• [PROBLEM DESCRIPTION]: Copy all lines below exactly as written. Leave pictures out.

• [DATA]:

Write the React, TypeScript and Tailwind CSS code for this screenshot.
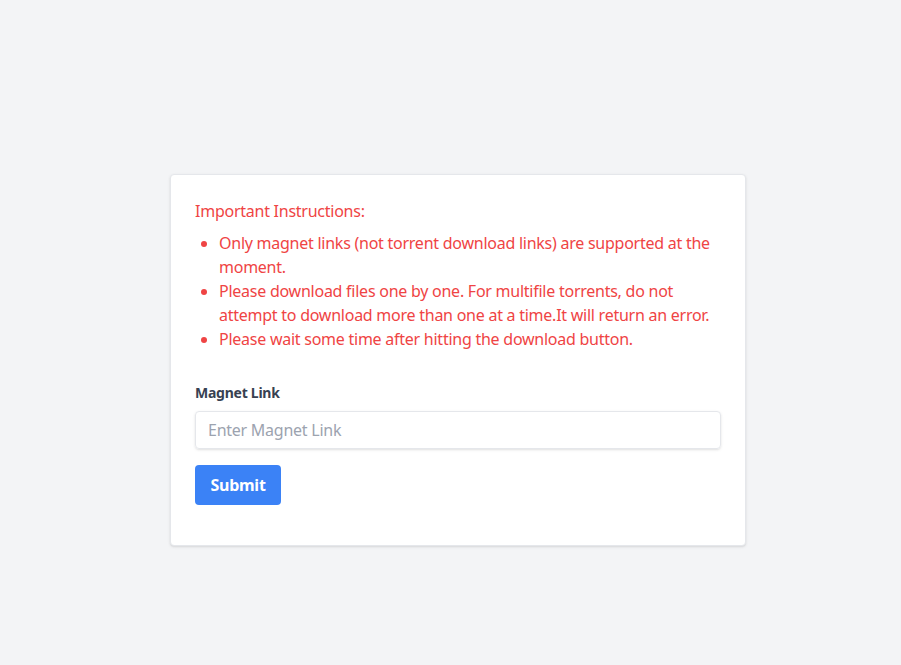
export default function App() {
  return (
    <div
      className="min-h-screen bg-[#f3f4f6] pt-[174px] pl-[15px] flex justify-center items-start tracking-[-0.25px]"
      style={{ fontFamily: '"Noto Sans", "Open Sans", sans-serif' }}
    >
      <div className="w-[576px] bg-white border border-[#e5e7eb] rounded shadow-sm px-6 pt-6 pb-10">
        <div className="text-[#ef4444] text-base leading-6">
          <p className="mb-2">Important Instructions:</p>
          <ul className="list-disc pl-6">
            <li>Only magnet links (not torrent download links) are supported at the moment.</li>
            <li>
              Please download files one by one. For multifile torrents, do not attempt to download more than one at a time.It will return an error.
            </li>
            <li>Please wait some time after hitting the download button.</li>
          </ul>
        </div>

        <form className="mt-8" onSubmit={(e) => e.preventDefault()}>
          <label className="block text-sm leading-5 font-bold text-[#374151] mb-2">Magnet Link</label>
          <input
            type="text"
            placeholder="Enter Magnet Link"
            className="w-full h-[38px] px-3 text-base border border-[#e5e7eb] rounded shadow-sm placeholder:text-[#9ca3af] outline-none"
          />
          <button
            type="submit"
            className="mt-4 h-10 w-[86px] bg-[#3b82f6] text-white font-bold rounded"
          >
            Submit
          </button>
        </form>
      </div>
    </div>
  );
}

• [SOLUTION TO THE PROBLEM]:
Write the React, TypeScript and Tailwind CSS code for this screenshot.
export default function App() {
  return (
    <div
      className="min-h-screen bg-[#f3f4f6] pt-[174px] pl-[15px] flex justify-center items-start tracking-[-0.25px]"
      style={{ fontFamily: '"Noto Sans", "Open Sans", sans-serif' }}
    >
      <div className="w-[576px] bg-white border border-[#e5e7eb] rounded shadow-sm px-6 pt-6 pb-10">
        <div className="text-[#ef4444] text-base leading-6">
          <p className="mb-2">Important Instructions:</p>
          <ul className="list-disc pl-6">
            <li>Only magnet links (not torrent download links) are supported at the moment.</li>
            <li>
              Please download files one by one. For multifile torrents, do not attempt to download more than one at a time.It will return an error.
            </li>
            <li>Please wait some time after hitting the download button.</li>
          </ul>
        </div>

        <form className="mt-8" onSubmit={(e) => e.preventDefault()}>
          <label className="block text-sm leading-5 font-bold text-[#374151] mb-2">Magnet Link</label>
          <input
            type="text"
            placeholder="Enter Magnet Link"
            className="w-full h-[38px] px-3 text-base border border-[#e5e7eb] rounded shadow-sm placeholder:text-[#9ca3af] outline-none"
          />
          <button
            type="submit"
            className="mt-4 h-10 w-[86px] bg-[#3b82f6] text-white font-bold rounded"
          >
            Submit
          </button>
        </form>
      </div>
    </div>
  );
}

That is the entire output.